Saturday, July 19, 2008

8th Grade


I’m not sure how it was possible, but I spent eighth grade in three schools and still missed months of schooling altogether.

We lost our house in the county and my father had to take my brother and me in. My mother moved in with a couple of friends.

The school year began at Nipher Junior High School in Kirkwood.

My father had recently married a woman named Helen. Helen had a daughter my age named Cindy who wasn’t happy with two new brothers moving in. It was an incredibly domestic scene for my dad.

We lived on a hill on property owned by an old man who farmed the valley below. We also had our own lake.

Cindy had a horse and a Shetland pony. I would wake up at the crack of dawn, ride the horse to the lake and go swimming. It took the horse a while to get used to me. He would brush up against trees hoping to knock me off. He eventually grew to like me, I think. I would ride to the edge of the lake and drop his reigns so he could roam as I swam. Once he got agitated and began to kick and snort. I saw what got him so excited. There was a snake swimming toward me. I think I learned to walk on water that day.

The farmer had a grandson my age who became my best friend. I think his folks shipped him out to live with the old man because he got into some kind of trouble in the city.

We had free reign of the property and he was allowed to drive the old man’s car. This was incredibly exciting to me. Unfortunately my friend was reckless and we rolled it into a ditch. I can’t believe I only hurt my thumb in the accident.

On the week ends my dad would drop us at the local bowling alley. We’d hang out at a pool table smoking cigarettes and playing Maggie May over and over on the juke box.

Somehow the authorities got wise to the fact that my brother and I hadn’t gone to school for months. I found myself at the Pevely Junior High School being interviewed by the principal. “What were your grades like at your old school?” he asked. “They were pretty average,” I replied. In reality I had no idea. As long as I made a passing grade I was satisfied. I probably made nothing but Ds.

They put me in with the average kids. I discovered the country curriculum was a year behind my old school. I quickly advanced to the higher classes.

I auditioned for the school band with my trumpet and didn’t do well. They put me in with the beginners. I was crushed. I’ve always had an incapacitating stage fright.

When my mother finally got it together to take us back we moved back to Laclede Town. I finihed 8th grade at Waring School with a great grade point average.
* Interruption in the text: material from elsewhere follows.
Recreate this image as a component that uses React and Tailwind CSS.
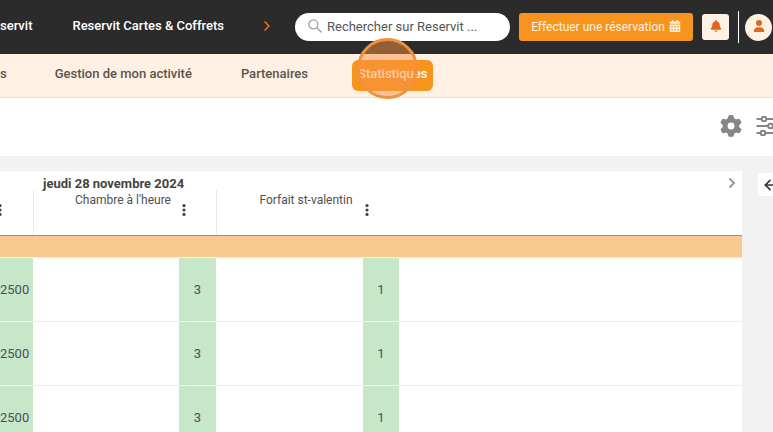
import React from "react";
import { FaBell, FaCalendarDays, FaGear, FaUser } from "react-icons/fa6";
import { LuArrowLeft, LuChevronRight } from "react-icons/lu";

const rows = [
  { id: 1, price: 2500, room: 3, pack: 1 },
  { id: 2, price: 2500, room: 3, pack: 1 },
  { id: 3, price: 2500, room: 3, pack: 1 },
];

const Dots = ({ label }) => (
  <button type="button" aria-label={label} className="flex w-4 shrink-0 justify-center">
    <svg viewBox="0 0 4 12" className="h-3 w-1 fill-[#444]">
      <circle cx="2" cy="1.6" r="1.6" />
      <circle cx="2" cy="6" r="1.6" />
      <circle cx="2" cy="10.4" r="1.6" />
    </svg>
  </button>
);

const SearchIcon = () => (
  <svg viewBox="0 0 14 14" className="mb-[2px] size-[14px] shrink-0 fill-none stroke-[#a3a3a3]" strokeWidth="1.4">
    <circle cx="5.4" cy="5.4" r="4.5" />
    <path d="M8.8 8.8 13.2 13" strokeLinecap="round" />
  </svg>
);

const SlidersIcon = () => (
  <svg viewBox="0 0 22 20" className="h-5 w-[22px] shrink-0 fill-none stroke-[#868686]" strokeWidth="2" strokeLinecap="round">
    <path d="M1.300 3h4M10.500 3H21M1.300 10h10.500M17 10h4M1.300 17h3M9.500 17H21" />
    <circle cx="8" cy="3" r="2.300" />
    <circle cx="14.500" cy="10" r="2.300" />
    <circle cx="7" cy="17" r="2.300" />
  </svg>
);

const TopBar = () => (
  <header className="flex h-[54px] items-center bg-[#2b2b2b] text-[13px] font-medium text-white">
    <nav className="flex items-center pb-[2px]">
      <a href="#reservit">servit</a>
      <a href="#cartes" className="ml-10 whitespace-nowrap">Reservit Cartes &amp; Coffrets</a>
    </nav>
    <button type="button" aria-label="Suivant" className="ml-auto pb-[2px] text-[#e8701a]">
      <LuChevronRight className="size-4" strokeWidth={2.5} />
    </button>
    <label className="ml-5 flex h-7 w-[215px] items-center gap-[5px] rounded-[14px] bg-white px-[13px]">
      <SearchIcon />
      <input
        type="text"
        aria-label="Rechercher"
        placeholder="Rechercher sur Reservit ..."
        className="w-full min-w-0 font-normal text-[#555] outline-none placeholder:text-[#555]"
      />
    </label>
    <button
      type="button"
      className="ml-[9px] flex h-7 w-[174px] shrink-0 items-center justify-center gap-1 rounded-[3px] bg-[#f7941e] text-xs font-normal whitespace-nowrap text-[#fff1e3]"
    >
      Effectuer une réservation
      <FaCalendarDays className="mb-[2px] size-3" />
    </button>
    <button
      type="button"
      aria-label="Notifications"
      className="ml-[9px] flex h-[26px] w-[27px] shrink-0 items-center justify-center rounded-[3px] bg-[#fef0e2] pb-[2px] text-[#e2661a]"
    >
      <FaBell className="size-3" />
    </button>
    <div className="ml-[9px] h-8 w-px shrink-0 bg-white" />
    <button
      type="button"
      aria-label="Mon compte"
      className="mr-px ml-[6px] flex size-[27px] shrink-0 items-center justify-center rounded-full bg-[#fef0e2] pb-[2px] text-[#e2661a]"
    >
      <FaUser className="size-3" />
    </button>
  </header>
);

const SubNav = () => (
  <nav className="flex h-11 items-center border-b border-[#f7dfc8] bg-[#fef0e2] pb-1 text-[13px] font-medium text-[#5a544e] shadow-[0_1px_1px_#eeeeee]">
    <a href="#tarifs">s</a>
    <a href="#activite" className="ml-12 whitespace-nowrap">Gestion de mon activité</a>
    <a href="#partenaires" className="ml-[49px]">Partenaires</a>
    <a href="#stats" className="relative mt-1 ml-11 flex h-[31px] items-center rounded-md bg-[#f7941e] px-[6px] pb-1 text-white">
      Statistiques
      <span className="absolute -top-[22px] left-[5px] size-[61px] rounded-full border-[3px] border-[#f0913f] bg-[#fa9246]/50" />
    </a>
  </nav>
);

const HeadCell = ({ name }) => (
  <th colSpan={2} className="border-l border-[#e8e8e8] p-0 align-top font-normal">
    <div className="flex h-10 items-center pl-[39px]">
      <span className="w-[100px] self-start pt-[2px] text-center text-xs whitespace-nowrap">{name}</span>
      <span className="ml-[3px]">
        <Dots label={`Options ${name}`} />
      </span>
    </div>
  </th>
);

const Planning = () => (
  <table className="w-full table-fixed border-separate border-spacing-0 bg-white text-[13px] text-[#4f4f4f]">
    <colgroup>
      <col className="w-[33px]" />
      <col className="w-[146px]" />
      <col className="w-[37px]" />
      <col className="w-[147px]" />
      <col className="w-9" />
      <col />
    </colgroup>
    <thead>
      <tr>
        <th colSpan={6} className="h-[19px] p-0 text-left align-top">
          <div className="flex h-[19px] items-start justify-between pt-[5px] pr-[2px] pl-[43px]">
            <span className="leading-[15px] font-bold text-[#444]">jeudi 28 novembre 2024</span>
            <button type="button" aria-label="Jour suivant" className="-mt-px text-[#999]">
              <LuChevronRight className="size-4" strokeWidth={3} />
            </button>
          </div>
        </th>
      </tr>
      <tr className="h-[45px]">
        <th className="p-0 align-top">
          <div className="-ml-2 flex h-10 items-center">
            <Dots label="Options" />
          </div>
        </th>
        <HeadCell name="Chambre à l'heure" />
        <HeadCell name="Forfait st-valentin" />
        <th />
      </tr>
      <tr>
        <td colSpan={6} className="h-[22px] border-t border-[#8f8f85] bg-[#fac98e] p-0" />
      </tr>
    </thead>
    <tbody className="text-center">
      {rows.map((row) => (
        <tr key={row.id} className="h-16">
          <td className="border-t border-[#f1f7f1] bg-[#c6e8c8] p-0 text-left">{row.price}</td>
          <td className="border-t border-[#ebebeb] p-0" />
          <td className="border-t border-[#f1f7f1] bg-[#c6e8c8] p-0">{row.room}</td>
          <td className="border-t border-[#ebebeb] p-0" />
          <td className="border-t border-[#f1f7f1] bg-[#c6e8c8] p-0">{row.pack}</td>
          <td className="border-t border-[#ebebeb] p-0" />
        </tr>
      ))}
    </tbody>
  </table>
);

export default function App() {
  return (
    <div className="h-screen overflow-hidden bg-[#f2f2f2] font-[Roboto,sans-serif]">
      <TopBar />
      <SubNav />
      <div className="flex h-[58px] items-center justify-end gap-[14px] overflow-hidden bg-white pb-[2px] text-[#868686]">
        <button type="button" aria-label="Paramètres">
          <FaGear className="size-[22px]" />
        </button>
        <button type="button" aria-label="Filtres" className="w-[17px] overflow-hidden">
          <SlidersIcon />
        </button>
      </div>
      <div className="flex pt-[15px]">
        <main className="min-w-0 flex-1">
          <Planning />
        </main>
        <aside className="w-[31px] shrink-0 overflow-hidden pt-[2px] pl-4">
          <button type="button" aria-label="Replier" className="flex h-[23px] w-7 items-center rounded bg-white pl-1 text-[#333]">
            <LuArrowLeft className="size-4" strokeWidth={2.5} />
          </button>
        </aside>
      </div>
    </div>
  );
}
I auditioned for the school band again. This time things were totally different. Our band instructor was an old woman named Mrs. Lewis. She thought I was a prodigy. She would take me to north side Baptist churches on Sundays to play with the gospel groups. I was the only white person there. At the end of the school year she had me audition a piece, Chopin’s Intermezzo, for Walter Suskind. He was the director of the St. Louis Symphony then. Somehow, having never heard the piece before, I passed the audition.

I got free lessons from one of the symphony’s horn players that summer. It was a program designed to groom kids for the “Young People’s Symphony.” Unfortunately I hated the sound of trumpets then. I traded my horn for a violin for my brother. He was much more passionate about his instrument. I wanted an electric guitar.

2 comments:

...Sharon said...

So did you ride bareback or do you know all about the saddle and buckles and straps and how to reach underneath these huge animals?
Just wondering.

Doggie said...

You'd be surprised at my equestrian background. The kids are riders too! I might do a story about it.
The last time we rode was on a small island just off Puerto Rico. Over hills and into the ocean too. In the Rocky mountains they tried to give Chloe a pony. We said no. She rode for 5 hours in the mountains wearing a pink cowboy hat! She was really little then. My legs were sore but I went off to skydive later that same day.